Porque el gobierno Uribe-Duque no desembolsará los recursos públicos necesarios, de los que dispone la nación, que podrían contrarrestar la crisis. En primer término, para el ingreso denominado renta básica universal
Porque la profundidad de la actual crisis global y nacional podría mitigarse ─ya que no evitarse del todo el sufrimiento general─ con gobiernos que, como en la Gran Depresión de los años 30, pusieran en marcha desde el Estado los programas sociales y económicos encaminados a paliar el desempleo y la pobreza y a reactivar la economía.

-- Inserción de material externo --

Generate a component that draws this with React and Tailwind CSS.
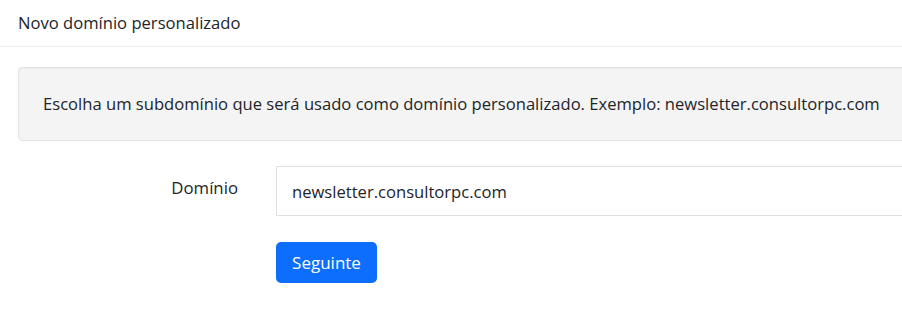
export default function App() {
  return (
    <div
      className="w-[902px] h-[313px] overflow-hidden bg-white text-[#212529]"
      style={{ fontFamily: '"Open Sans", "Liberation Sans", sans-serif' }}
    >
      <div className="w-[1000px]">
        <header className="h-[47px] border-b border-[#e9ecef] flex items-center px-[18px]">
          <h1 className="text-[16.6px] leading-none">Novo domínio personalizado</h1>
        </header>

        <div className="px-[18px] pt-[20px]">
          <div className="h-[74px] bg-[#f4f4f4] border border-[#e3e3e3] rounded flex items-center px-[24px] shadow-[inset_0_1px_2px_rgba(0,0,0,0.04)]">
            <p className="text-[16.6px]">
              Escolha um subdomínio que será usado como domínio personalizado. Exemplo: newsletter.consultorpc.com
            </p>
          </div>

          <form className="mt-[25px]">
            <div className="flex items-start">
              <label className="w-[220px] text-right pt-[9px] text-[16.8px]">Domínio</label>
              <div className="ml-[38px] flex-1">
                <input
                  defaultValue="newsletter.consultorpc.com"
                  className="w-full h-[50px] border border-[#dee2e6] px-[15px] text-[16.6px] text-[#212529] outline-none"
                />
              </div>
            </div>
            <div className="flex mt-[26px]">
              <div className="w-[258px]" />
              <button
                type="button"
                className="h-[41px] w-[101px] bg-[#0d6efd] text-white rounded-[5px] text-[17px]"
              >
                Seguinte
              </button>
            </div>
          </form>
        </div>
      </div>
    </div>
  )
}
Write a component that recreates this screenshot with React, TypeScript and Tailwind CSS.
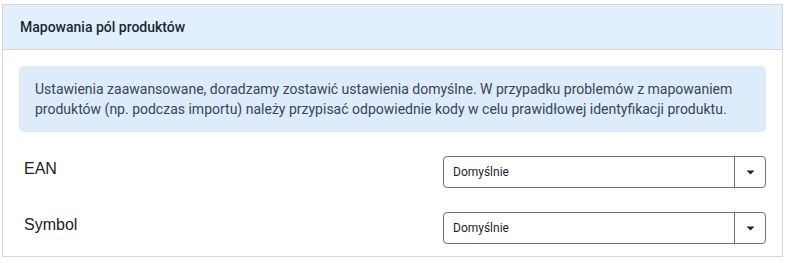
import React from 'react';

const FieldRow: React.FC<{ label: string; value: string; className?: string }> = ({ label, value, className }) => (
  <div className={`flex items-center ${className ?? ''}`}>
    <div className="flex-1 pl-[5px] pb-[6px] text-[16px] text-[#222] font-['Liberation_Sans',Arial,sans-serif]">{label}</div>
    <div className="flex h-[32px] w-[323px] items-stretch rounded-[4px] border border-[#6f6f6f] bg-white">
      <div className="flex flex-1 items-center pl-[9px] text-[12px] text-[#1f1f1f]">{value}</div>
      <div className="flex w-[31px] items-center justify-center border-l border-[#6f6f6f]">
        <svg width="9" height="5" viewBox="0 0 9 5">
          <path d="M0.5 0.5 L8.5 0.5 L4.5 4.5 Z" fill="#222" />
        </svg>
      </div>
    </div>
  </div>
);

export default function App() {
  return (
    <div className="bg-white pt-[4px] pl-[2px] w-[786px] h-[263px] font-['Roboto',sans-serif]">
      <div className="w-[781px] border border-[#d6d6d6] bg-white">
        <div className="flex h-[45px] items-center border-b border-[#d6d6d6] bg-[#e2effd] px-[17px] text-[14px] font-medium text-[#1d2733]">
          Mapowania pól produktów
        </div>
        <div className="px-[16px] pt-[16px] pb-[12px]">
          <div className="rounded-[5px] bg-[#deebfb] px-[16px] py-[13px] text-[14px] leading-[20px] text-[#374657]">
            Ustawienia zaawansowane, doradzamy zostawić ustawienia domyślne. W przypadku problemów z mapowaniem
            produktów (np. podczas importu) należy przypisać odpowiednie kody w celu prawidłowej identyfikacji produktu.
          </div>
          <FieldRow label="EAN" value="Domyślnie" className="mt-[24px]" />
          <FieldRow label="Symbol" value="Domyślnie" className="mt-[24px]" />
        </div>
      </div>
    </div>
  );
}
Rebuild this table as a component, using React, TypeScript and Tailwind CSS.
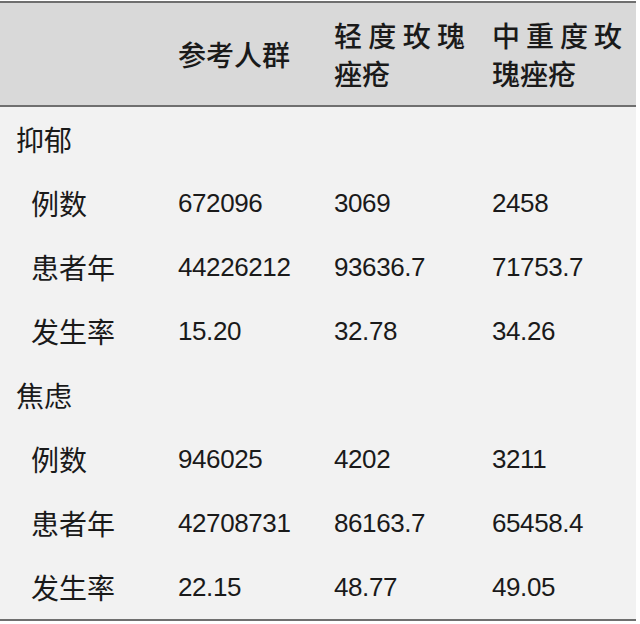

Pero los actuales cabecillas del capitalismo global, especialmente en Estados Unidos, lejos de avizorar la salida de la crisis con la reactivación de la demanda mediante vastas obras de infraestructura, ayudas y subsidios estatales masivos, como en aquellos tiempos de capitalismo keynesiano, hoy sólo se proponen mantener intactas sus impuestas leyes de capitalismo salvaje mientras el costo en muertes y padecimientos de la gran crisis lo pagan los miles de millones que constituyen la abrumadora mayoría de la humanidad.
Cierto es que en aquella crisis capitalista del período de entreguerras, el gobierno norteamericano y los europeos, actuaron espoleados por los espectaculares avances del comunismo soviético en su transición hacia la revolución industrial de la época durante la década de 1930 ─la de más rápido crecimiento económico en los 74 años de la URSS─ y por el temor a la rebelión de los trabajadores en sus propios países.
Hasta la Alemania nazi salió de la crisis a través del enorme gasto en obras públicas y en el rearme, vía que a la postre, con la guerra mundial, sacó de la crisis al mundo capitalista.
Pero hoy el planeta padece una recrudecida ola derechista con clara inclinación hacia el fascismo encabezada por Trump desde la Casa Blanca, y en América Latina una minicopia con Bolsonaro en Brasil y una microrréplica con la dictadura militar de Bolivia. Uribe y Duque son piezas del mismo engranaje.
Y los hechos dejaron en claro que para enfrentar la crisis en Colombia no hay trazas de que el uribismo gobernante emplee alguno de los medios idóneos: la moratoria de la deuda externa, la utilización de las reservas internacionales con fines productivos y sociales o el impuesto al patrimonio. El pueblo colombiano no obtendrá nada para sí y para la nación que no sea persistiendo en el camino abierto por el paro del 21 de noviembre. El que señalan las justas protestas recientes de Bogotá y Medellín.
Bien lo dice un viejo adagio oriental: hay que disipar las ilusiones y prepararse para la lucha.